How often should live stream settings be reviewed?

At least quarterly, and immediately after major incidents or platform changes.

Can one team run both creative and technical live operations?

Yes, but role boundaries must be explicit. Without ownership clarity, incident response slows down.

What is the fastest improvement for unstable streams?

Implement strict preflight, fallback triggers, and post-event review discipline before adding new complexity.

Do I need separate profiles for mobile-heavy audiences?

Often yes. Mobile cohorts can behave differently under network variability and autoplay constraints.

How do I align live stream quality with revenue goals?

Map technical thresholds to conversion-critical moments and prioritize continuity during those windows.

Pricing

If you need managed deployment speed and procurement simplicity for production-grade live workflows, evaluate AWS Marketplace listing. If you need infrastructure ownership, compliance control, and self-managed economics, evaluate self-hosted streaming solution.

Choose based on operational ownership model and reliability requirements, not only short-term software cost.

FAQ

What is the best platform for live streams?

There is no universal best. Choose based on audience intent, reliability needs, and monetization model.
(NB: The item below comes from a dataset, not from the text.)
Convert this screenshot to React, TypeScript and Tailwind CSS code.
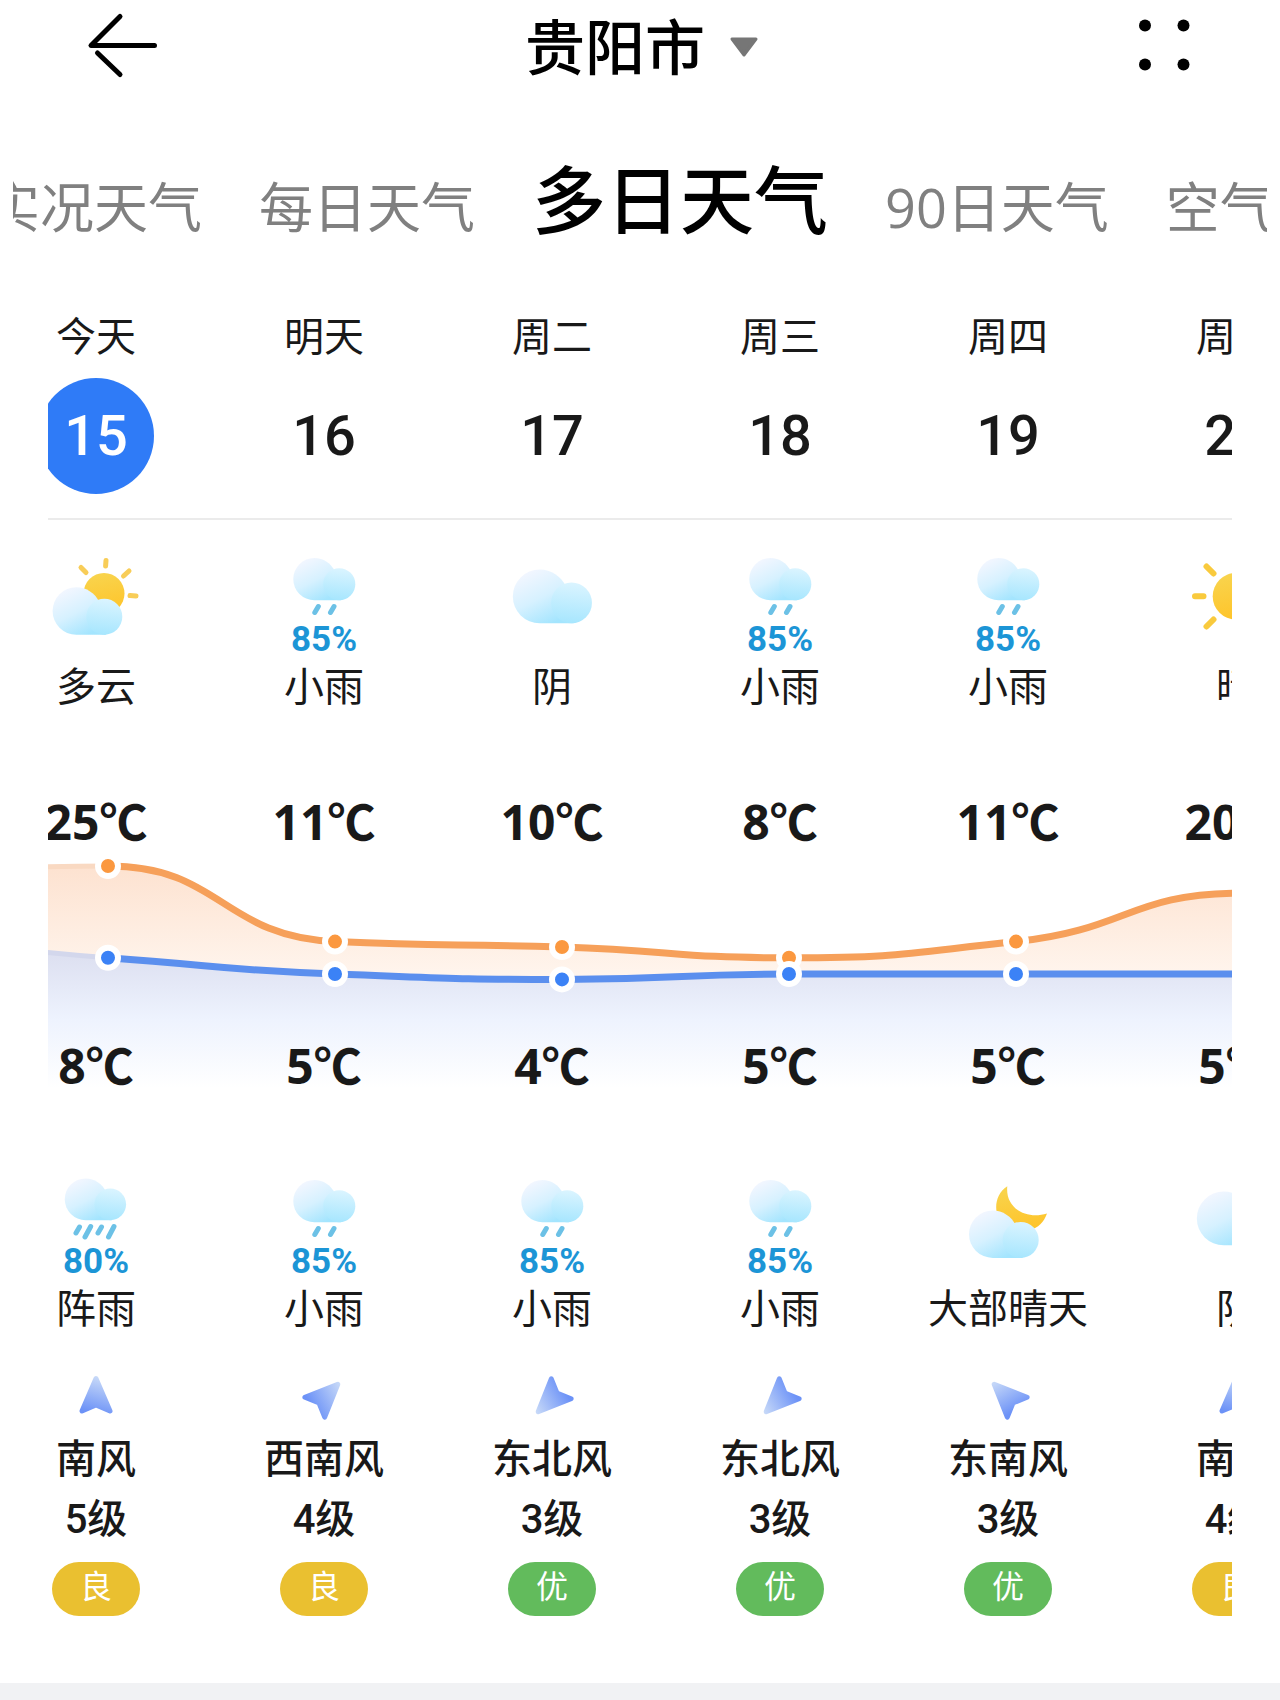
import React, { useState } from 'react';

type Sky = 'partly' | 'rain' | 'shower' | 'overcast' | 'sunny' | 'night';

interface Weather {
  sky: Sky;
  label: string;
  chance?: number;
}

interface Day {
  name: string;
  date: number;
  high: number;
  low: number;
  day: Weather;
  night: Weather;
  wind: string;
  angle: number;
  level: number;
  air: '优' | '良';
}

const tabs = ['实况天气', '每日天气', '多日天气', '90日天气', '空气质量'];

const rain: Weather = { sky: 'rain', label: '小雨', chance: 85 };
const overcast: Weather = { sky: 'overcast', label: '阴' };

const days: Day[] = [
  { name: '今天', date: 15, high: 25, low: 8, day: { sky: 'partly', label: '多云' }, night: { sky: 'shower', label: '阵雨', chance: 80 }, wind: '南风', angle: 0, level: 5, air: '良' },
  { name: '明天', date: 16, high: 11, low: 5, day: rain, night: rain, wind: '西南风', angle: 45, level: 4, air: '良' },
  { name: '周二', date: 17, high: 10, low: 4, day: overcast, night: rain, wind: '东北风', angle: 225, level: 3, air: '优' },
  { name: '周三', date: 18, high: 8, low: 5, day: rain, night: rain, wind: '东北风', angle: 225, level: 3, air: '优' },
  { name: '周四', date: 19, high: 11, low: 5, day: rain, night: { sky: 'night', label: '大部晴天' }, wind: '东南风', angle: -45, level: 3, air: '优' },
  { name: '周五', date: 20, high: 20, low: 5, day: { sky: 'sunny', label: '晴' }, night: overcast, wind: '南风', angle: 0, level: 4, air: '良' },
];

const yesterday = { high: 24, low: 11 };

function Cloud({ x, y, scale }: { x: number; y: number; scale: number }) {
  return (
    <g transform={`translate(${x} ${y}) scale(${scale})`}>
      <path d="M24 0C34 0 43 6 47 15L54 47.4H24A23.7 23.7 0 0 1 24 0Z" fill="url(#cloudBack)" />
      <circle cx="52" cy="29.4" r="18" fill="url(#cloudFront)" />
    </g>
  );
}

function SkyIcon({ sky }: { sky: Sky }) {
  const wet = sky === 'rain' || sky === 'shower';
  return (
    <svg viewBox={wet ? '0 0 96 68' : '0 0 96 88'} className={wet ? 'w-24 h-[68px]' : 'w-24 h-[88px]'} aria-hidden="true">
      {sky === 'partly' && (
        <>
          <g stroke="#f8cd58" strokeWidth="5" strokeLinecap="round">
            <path d="M58 8.5L57.6 14M33 15.5L38 20.5M81 19L75.5 24M82 43.6L88 44" />
          </g>
          <circle cx="56" cy="41.5" r="20.5" fill="url(#sun)" />
          <Cloud x={4.3} y={35.3} scale={1} />
        </>
      )}
      {sky === 'sunny' && (
        <>
          <path
            d="M7 44.3H15.5M80.5 44.3H89M48 3.3V12M48 77V85M18.5 14.5L25.5 21.5M77.5 14.5L70.5 21.5M25.5 67.5L18.5 74.5M70.5 67.5L77.5 74.5"
            stroke="#f9ca3d"
            strokeWidth="6"
            strokeLinecap="round"
          />
          <circle cx="48" cy="44.3" r="23.3" fill="url(#sun)" />
        </>
      )}
      {sky === 'night' && (
        <>
          <path d="M47.3 12.3C35 20 34 36 39 45L70 56C78 54 84 48 87 39.5C66 46 45 34 47.3 12.3Z" fill="url(#sun)" />
          <Cloud x={8.7} y={36.5} scale={1} />
        </>
      )}
      {sky === 'overcast' && <Cloud x={8.5} y={17.5} scale={1.135} />}
      {sky === 'rain' && (
        <>
          <Cloud x={17} y={6} scale={0.89} />
          <path d="M42.3 54.5L38.8 60.5M58 54.5L54.5 60.5" stroke="#6cc1e6" strokeWidth="5" strokeLinecap="round" />
        </>
      )}
      {sky === 'shower' && (
        <>
          <Cloud x={16.5} y={4.5} scale={0.88} />
          <path
            d="M31.5 53L28 59M42.7 52.5L37 63M53.5 53L50 59M66 52.5L60.5 63"
            stroke="#6cc1e6"
            strokeWidth="5"
            strokeLinecap="round"
          />
        </>
      )}
    </svg>
  );
}

function WeatherCell({ weather }: { weather: Weather }) {
  return (
    <div className="flex w-[228px] shrink-0 flex-col items-center pt-8">
      <div className="flex h-[108px] flex-col items-center">
        <SkyIcon sky={weather.sky} />
        {weather.chance && (
          <span className="font-[Roboto] text-[35px] leading-10 font-bold text-[#1c95d6]">{weather.chance}%</span>
        )}
      </div>
      <span className="text-[40px] leading-[52px]">{weather.label}</span>
    </div>
  );
}

// Chart geometry, in the units of its viewBox
const step = 227;
const pointX = (i: number) => 126 + i * step;
const pointY = (t: number) => 14 + (25 - t) * 5.4;

function curve(temps: number[]) {
  const pts = temps.map((t, i) => ({ x: pointX(i - 1), y: pointY(t) }));
  const slopes = pts.map((p, i) => {
    if (i === 0 || i === pts.length - 1) return 0;
    const a = (p.y - pts[i - 1].y) / step;
    const b = (pts[i + 1].y - p.y) / step;
    return a * b <= 0 ? 0 : (2 * a * b) / (a + b);
  });
  return pts.slice(1).map((p, i) => {
    const prev = pts[i];
    const half = step / 2;
    return `C${prev.x + half} ${prev.y + slopes[i] * half} ${p.x - half} ${p.y - slopes[i + 1] * half} ${p.x} ${p.y}`;
  });
}

function TemperatureChart() {
  // Friday is repeated so that the curves run on past the last point
  const highs = [yesterday.high, ...days.map((d) => d.high), 20];
  const lows = [yesterday.low, ...days.map((d) => d.low), 5];

  const renderSeries = (temps: number[], line: string, past: string, dot: string) => {
    const parts = curve(temps);
    return (
      <g fill="none">
        <path d={`M${pointX(-1)} ${pointY(temps[0])}${parts[0]}`} stroke={past} strokeWidth="5" />
        <path d={`M${pointX(0)} ${pointY(temps[1])}${parts.slice(1).join('')}`} stroke={line} strokeWidth="7" />
        {temps.slice(1, 6).map((t, i) => (
          <circle key={i} cx={pointX(i)} cy={pointY(t)} r="10" fill={dot} stroke="#fff" strokeWidth="6" />
        ))}
      </g>
    );
  };

  const highArea = `M${pointX(-1)} ${pointY(highs[0])}${curve(highs).join('')}V244H${pointX(-1)}Z`;
  const lowArea = `M${pointX(-1)} ${pointY(lows[0])}${curve(lows).join('')}V244H${pointX(-1)}Z`;

  return (
    <svg viewBox="0 0 1368 244" className="block h-[244px] w-[1368px]" role="img" aria-label="气温曲线">
      <path d={highArea} fill="url(#highArea)" />
      <path d={lowArea} fill="#fff" />
      <path d={lowArea} fill="url(#lowArea)" />
      {renderSeries(highs, '#f6a05a', '#f9d9c2', '#fb983f')}
      {renderSeries(lows, '#5b8fee', '#d3d7ec', '#3b82f6')}
    </svg>
  );
}

function Gradients() {
  return (
    <svg className="absolute h-0 w-0" aria-hidden="true">
      <defs>
        <linearGradient id="cloudBack" gradientUnits="userSpaceOnUse" x1="12" y1="4" x2="34" y2="48">
          <stop offset="0" stopColor="#f1f6ff" />
          <stop offset="0.5" stopColor="#d6f1ff" />
          <stop offset="1" stopColor="#a4e5fe" />
        </linearGradient>
        <linearGradient id="cloudFront" x1="0.4" y1="0" x2="0.3" y2="1">
          <stop offset="0" stopColor="#daf4ff" />
          <stop offset="1" stopColor="#a6e6fe" />
        </linearGradient>
        <linearGradient id="sun" x1="0" y1="0" x2="0.2" y2="1">
          <stop offset="0" stopColor="#f8d550" />
          <stop offset="1" stopColor="#fec52c" />
        </linearGradient>
        <linearGradient id="wind" gradientUnits="userSpaceOnUse" x1="26" y1="0" x2="16" y2="36">
          <stop offset="0" stopColor="#cbdcf8" />
          <stop offset="1" stopColor="#6c92f7" />
        </linearGradient>
        <linearGradient id="highArea" gradientUnits="userSpaceOnUse" x1="0" y1="14" x2="0" y2="130">
          <stop offset="0" stopColor="#fde2d0" />
          <stop offset="1" stopColor="#fff6ef" />
        </linearGradient>
        <linearGradient id="lowArea" gradientUnits="userSpaceOnUse" x1="0" y1="100" x2="0" y2="236">
          <stop offset="0" stopColor="#dcdff0" />
          <stop offset="0.5" stopColor="#eef3fe" />
          <stop offset="1" stopColor="#ffffff" />
        </linearGradient>
      </defs>
    </svg>
  );
}

export default function App() {
  const [tab, setTab] = useState('多日天气');
  const [selected, setSelected] = useState(15);

  return (
    <div className="min-h-screen overflow-hidden bg-white font-['Open_Sans','Noto_Sans_CJK_SC',sans-serif] text-[#191919]">
      <Gradients />

      {/* Header */}
      <header className="grid h-[90px] grid-cols-[1fr_auto_1fr] items-center px-[84px] text-black">
        <button aria-label="返回" className="justify-self-start">
          <svg viewBox="0 0 76 68" className="h-[68px] w-[76px]" fill="none" stroke="currentColor" strokeWidth="5" strokeLinecap="round" strokeLinejoin="round">
            <path d="M36 5.5L7 34.5H70.5M13.5 42L36 63.5" />
          </svg>
        </button>
        <button className="flex items-center gap-6 pt-1 pl-1 text-[60px] leading-[86px] font-medium">
          贵阳市
          <svg viewBox="0 0 30 22" className="h-[22px] w-[30px]" aria-hidden="true">
            <path d="M3 3H27L15 19Z" fill="#767676" stroke="#767676" strokeWidth="3" strokeLinejoin="round" />
          </svg>
        </button>
        <button aria-label="更多" className="justify-self-end">
          <svg viewBox="0 0 64 56" className="h-14 w-16" fill="currentColor">
            <circle cx="13" cy="8.5" r="6" />
            <circle cx="51.5" cy="8.5" r="6" />
            <circle cx="13" cy="47.5" r="6" />
            <circle cx="51.5" cy="47.5" r="6" />
          </svg>
        </button>
      </header>

      {/* Tabs */}
      <nav className="mx-[13px] overflow-hidden pt-[57px]">
        <div className="-ml-[27px] flex items-baseline gap-[57px] whitespace-nowrap">
          {tabs.map((item) => (
            <button
              key={item}
              onClick={() => setTab(item)}
              className={`shrink-0 ${
                item === tab ? 'text-[74px] leading-[106px] font-medium text-black' : 'text-[54px] leading-[106px] text-[#808080]'
              }`}
            >
              {item}
            </button>
          ))}
        </div>
      </nav>

      {/* Forecast strip, scrolled a little to the left */}
      <main className="mx-12 mt-12 overflow-hidden">
        <div className="-ml-[66px] w-[1368px]">
          <div className="flex">
            {days.map((d) => (
              <button key={d.date} onClick={() => setSelected(d.date)} className="flex w-[228px] shrink-0 flex-col items-center gap-[14px]">
                <span className="text-[40px] leading-[56px]">{d.name}</span>
                <span
                  className={`flex h-[116px] w-[116px] items-center justify-center rounded-full font-[Roboto] text-[56px] font-medium ${
                    d.date === selected ? 'bg-[#2f7bf7] text-white' : ''
                  }`}
                >
                  {d.date}
                </span>
              </button>
            ))}
          </div>

          <div className="mt-6 flex border-t-2 border-[#ebebeb]">
            {days.map((d) => (
              <WeatherCell key={d.date} weather={d.day} />
            ))}
          </div>

          {/* Temperatures */}
          <div className="mt-20 flex text-center text-[48px] leading-[60px] font-bold">
            {days.map((d) => (
              <span key={d.date} className="w-[228px] shrink-0">{d.high}℃</span>
            ))}
          </div>
          <TemperatureChart />
          <div className="relative -mt-[60px] flex text-center text-[48px] leading-[60px] font-bold">
            {days.map((d) => (
              <span key={d.date} className="w-[228px] shrink-0">{d.low}℃</span>
            ))}
          </div>

          <div className="mt-[46px] flex">
            {days.map((d) => (
              <WeatherCell key={d.date} weather={d.night} />
            ))}
          </div>

          {/* Wind and air quality */}
          <div className="mt-[42px] flex">
            {days.map((d) => (
              <div key={d.date} className="flex w-[228px] shrink-0 flex-col items-center font-[Roboto,'Noto_Sans_CJK_SC',sans-serif] text-[40px] leading-[60px] font-medium">
                <svg viewBox="0 0 44 44" className="mb-[10px] h-11 w-11 overflow-visible" aria-hidden="true">
                  <path
                    d="M22 2.5L36 35L22 29L8 35Z"
                    transform={`rotate(${d.angle} 22 22)`}
                    fill="url(#wind)"
                    stroke="url(#wind)"
                    strokeWidth="5"
                    strokeLinejoin="round"
                  />
                </svg>
                <span>{d.wind}</span>
                <span>{d.level}级</span>
                <span
                  className={`mt-3 flex h-[54px] w-[88px] items-center justify-center rounded-full pb-1 text-[32px] font-normal text-white ${
                    d.air === '优' ? 'bg-[#62bb5c]' : 'bg-[#eac030]'
                  }`}
                >
                  {d.air}
                </span>
              </div>
            ))}
          </div>
        </div>
      </main>

      <div className="mt-[67px] h-8 bg-[#f1f2f4]" />
    </div>
  );
}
How do I reduce buffering in live streams?

Use tested profile families, validate across device cohorts, and apply one fallback action at a time when alerts fire.

Is low latency always better?

No. Lower latency increases sensitivity to instability. Match latency targets to event context and risk tolerance.

How important is audio compared to video quality?

Audio clarity is critical. Viewers tolerate moderate visual compromise better than poor speech intelligibility.

Should I stream to multiple platforms at once?

Only with controlled architecture. Local one-machine fan-out can increase failure risk if not carefully managed.

When should teams move beyond social-native live tools?

When recurring incidents, governance needs, or business-critical goals exceed what basic social workflows can support reliably.